The conclusion among intelligence agencies that Saddam was unlikely to consider attacking the United States unless attacked first was also outlined in Senior Executive Intelligence Briefs, highly classified daily intelligence papers distributed to several hundred executive branch officials and to the congressional intelligence oversight committees.
During the second half of 2002, the president and vice president repeatedly cited the threat from Saddam in their public statements. "Simply stated, there is no doubt that Saddam Hussein now has weapons of mass destruction. There is no doubt he is amassing them to use against our friends, against our allies, and against us," Cheney declared on August 26, 2002, to the national convention of the Veterans of Foreign Wars.
In his September 12 address to the U.N. General Assembly, Bush said: "With every step the Iraqi regime takes toward gaining and deploying the most terrible weapons, our own options to confront that regime will narrow. And if an emboldened regime were to supply these weapons to terrorist allies, then the attacks of September the 11th would be a prelude to far greater horrors."
In an October 7 address to the nation, Bush cited intelligence showing that Iraq had a fleet of manned and unmanned aerial vehicles that could be used to disperse chemical or biological weapons. "We're concerned that Iraq is exploring ways of using these UAVs for missions targeting the United States," the president declared.
"We know that Iraq and the Al Qaeda terrorist network share a common enemy - the United States of America," he added. "Iraq could decide on any given day to provide a biological or chemical weapon to a terrorist group or individual terrorists. Alliance with terrorists could allow the Iraqi regime to attack America without leaving any fingerprints."
In his January 28, 2003, State of the Union address, the president once again warned the nation: "Some have said we must not act until the threat is imminent. Since when have terrorists and tyrants announced their intentions, politely putting us on notice before they strike? If this threat is permitted to fully and suddenly emerge, all actions, all words, and all recriminations would come too late. Trusting in the sanity and restraint of Saddam Hussein is not a strategy, and it is not an option."
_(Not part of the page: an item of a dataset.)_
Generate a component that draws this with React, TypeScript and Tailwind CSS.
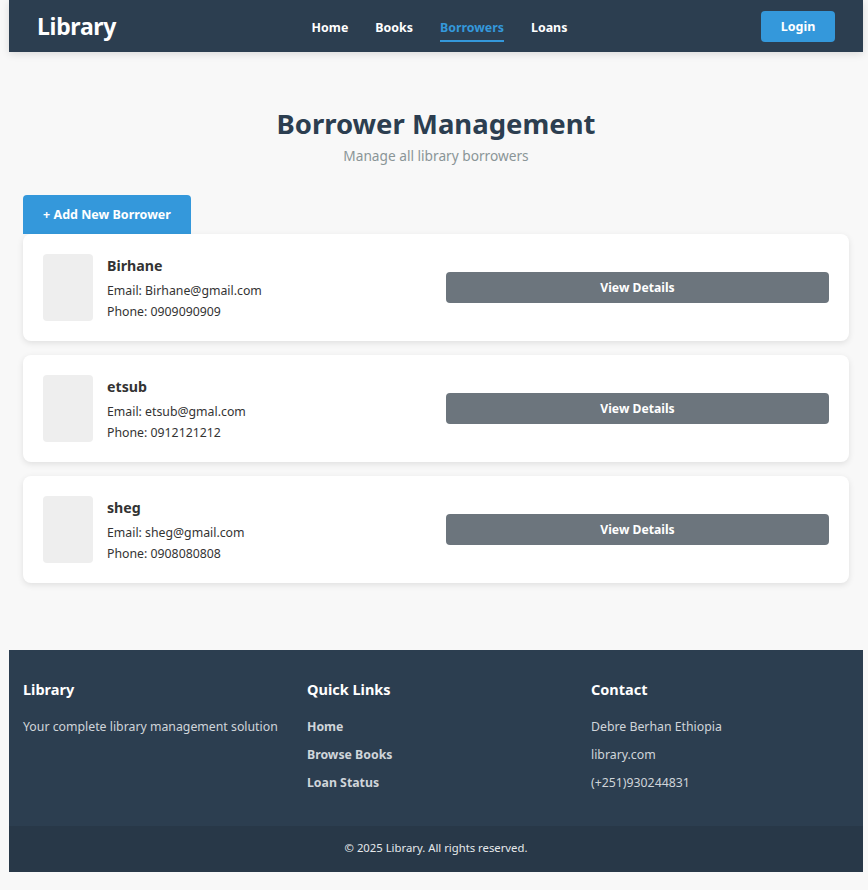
const borrowers = [
  { name: 'Birhane', email: 'Birhane@gmail.com', phone: '0909090909' },
  { name: 'etsub', email: 'etsub@gmal.com', phone: '0912121212' },
  { name: 'sheg', email: 'sheg@gmail.com', phone: '0908080808' },
];

const navLinks = ['Home', 'Books', 'Borrowers', 'Loans'];

export default function App() {
  return (
    <div
      className="min-h-screen bg-[#f8f8f8] pl-[9px] pr-[5px] pb-[18px]"
      style={{ fontFamily: '"Noto Sans", "Open Sans", sans-serif' }}
    >
      {/* Header */}
      <header className="h-[52px] bg-[#2c3e50] shadow-[0_2px_8px_rgba(0,0,0,0.12)] flex items-center px-[28px]">
        <div className="flex-1 text-white text-[23px] font-bold tracking-[-0.3px]">Library</div>
        <nav className="flex items-center gap-[27px] ml-[7px]">
          {navLinks.map((l) => (
            <a
              key={l}
              className={`text-[12.4px] font-bold pb-[2px] border-b-2 mt-[9px] ${l === 'Borrowers' ? 'text-[#3498db] border-[#3498db]' : 'text-white border-transparent'}`}
            >
              {l}
            </a>
          ))}
        </nav>
        <div className="flex-1 flex justify-end">
          <button className="bg-[#3498db] text-white text-[12.5px] font-bold rounded-[4px] w-[74px] h-[31px] mt-[1px] pt-[2px]">Login</button>
        </div>
      </header>

      {/* Main */}
      <main className="px-[14px] pt-[52px]">
        <div className="text-center">
          <h1 className="text-[27.5px] font-bold text-[#2c3e50] leading-[40px]">Borrower Management</h1>
          <p className="text-[13.7px] text-[#8a9597] mt-[2px]">Manage all library borrowers</p>
        </div>

        <button className="mt-[28px] w-[168px] h-[39px] pt-[2px] bg-[#3498db] text-white text-[12.5px] font-bold rounded-t-[4px]">
          + Add New Borrower
        </button>

        <div className="flex flex-col gap-[14px]">
          {borrowers.map((b) => (
            <div
              key={b.name}
              className="bg-white rounded-[8px] shadow-[0_2px_6px_rgba(0,0,0,0.1)] h-[107px] flex items-center px-[20px]"
            >
              <div className="w-[50px] h-[67px] bg-[#eeeeee] rounded-[4px] shrink-0" />
              <div className="ml-[14px] flex-1 text-[#333]">
                <div className="text-[14.2px] font-bold leading-[20px] mt-[4px]">{b.name}</div>
                <div className="text-[12.3px] leading-[21px] mt-[4px]">Email: {b.email}</div>
                <div className="text-[12.3px] leading-[21px]">Phone: {b.phone}</div>
              </div>
              <button className="w-[383px] h-[31px] pt-[3px] bg-[#6c757d] text-white text-[12.2px] font-bold rounded-[4px]">
                View Details
              </button>
            </div>
          ))}
        </div>
      </main>

      {/* Footer */}
      <footer className="mt-[67px] bg-[#2c3e50]">
        <div className="px-[14px] pt-[28px] pb-[34px] grid grid-cols-3 gap-[26px]">
          <div>
            <h3 className="text-white text-[14.5px] font-bold leading-[22px]">Library</h3>
            <p className="text-[#d0d5da] text-[12.3px] leading-[19px] mt-[17px] whitespace-nowrap">Your complete library management solution</p>
          </div>
          <div>
            <h3 className="text-white text-[14.5px] font-bold leading-[22px]">Quick Links</h3>
            <ul className="mt-[17px] flex flex-col gap-[9px]">
              {['Home', 'Browse Books', 'Loan Status'].map((l) => (
                <li key={l} className="text-[#d0d5da] text-[12.3px] font-bold leading-[19px]">{l}</li>
              ))}
            </ul>
          </div>
          <div>
            <h3 className="text-white text-[14.5px] font-bold leading-[22px]">Contact</h3>
            <ul className="mt-[17px] flex flex-col gap-[9px]">
              {['Debre Berhan Ethiopia', 'library.com', '(+251)930244831'].map((l) => (
                <li key={l} className="text-[#d0d5da] text-[12.3px] leading-[19px]">{l}</li>
              ))}
            </ul>
          </div>
        </div>
        <div className="bg-[#283848] h-[46px] flex items-center justify-center text-[#e5e8eb] text-[11.3px]">
          © 2025 Library. All rights reserved.
        </div>
      </footer>
    </div>
  );
}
In March 2003, as American, British, and other military forces prepared to invade Iraq, the president repeated the warnings during a summit in the Azores islands of Portugal and in a March 17 speech to the nation on the eve of the war. "The danger is clear: Using chemical, biological, or, one day, nuclear weapons obtained with the help of Iraq, the terrorists could fulfill their stated ambitions and kill thousands or hundreds of thousands of innocent people in our country," Bush said in the March 17 speech. "The United States and other nations did nothing to deserve or invite this threat. But we will do everything to defeat it."
Senior Bush administration officials say they had good reason to disbelieve the intelligence that was provided to them by the CIA, noting that the intelligence the agency had provided earlier regarding Iraq was flawed.
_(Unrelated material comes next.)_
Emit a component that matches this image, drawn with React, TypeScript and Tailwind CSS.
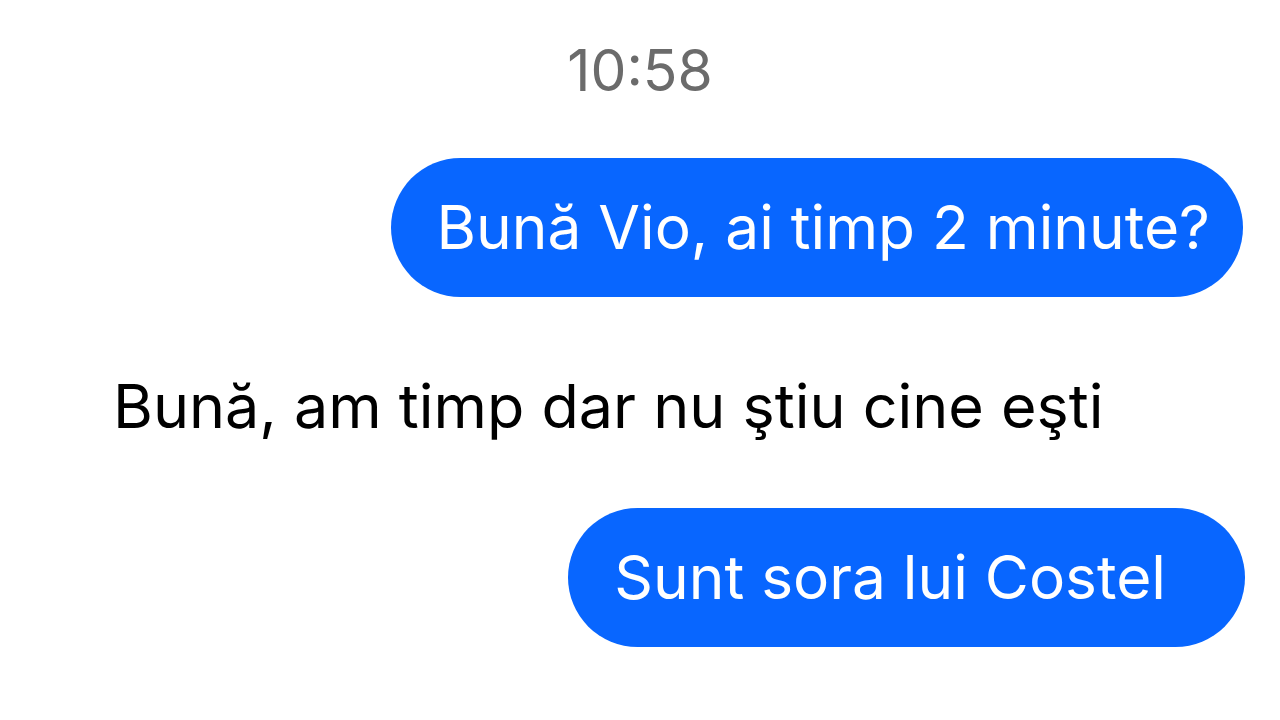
import React from "react";

const Bubble = ({ text, pr }: { text: string; pr: string }) => (
  <div className={`flex h-[139px] items-center rounded-full bg-[#0866ff] pl-[46px] text-white ${pr}`}>
    <span className="text-[60.4px] leading-none">{text}</span>
  </div>
);

export default function App() {
  return (
    <div
      className="flex h-[720px] w-[1280px] flex-col bg-white"
      style={{ fontFamily: "Inter, 'Noto Sans', sans-serif" }}
    >
      <div className="mt-[42px] flex justify-center">
        <span className="text-[57px] leading-none text-[#6b6b6b]">10:58</span>
      </div>

      <div className="mt-[59px] flex justify-end pr-[37px]">
        <Bubble text="Bună Vio, ai timp 2 minute?" pr="pr-[33px]" />
      </div>

      <div className="mt-[79px] pl-[113px]">
        <span className="text-[61px] leading-none text-black">
          Bună, am timp dar nu ştiu cine eşti
        </span>
      </div>

      <div className="mt-[71px] flex justify-end pr-[35px]">
        <Bubble text="Sunt sora lui Costel" pr="pr-[79px]" />
      </div>
    </div>
  );
}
And more recently, a 511-page bipartisan report by the Senate Intelligence Committee on prewar intelligence regarding Iraq concluded: "Despite four decades of intelligence reporting on Iraq, there was little useful intelligence collected that helped analysis determine the Iraqi regime's possible links with Al Qaeda."
The White House declined to comment for this story. In a statement, Frederick Jones, a spokesman for the National Security Council said, "The president of the United States has talked about this matter directly, as have a myriad of other administration officials. At this juncture, we have nothing to add to that body of information."
The 9/11 commission concluded in its final report that no evidence existed of a "collaborative operational relationship" between Saddam and Al Qaeda, adding, "Nor have we seen evidence indicating that Iraq cooperated with Al Qaeda in developing or carrying out any attacks against the United States."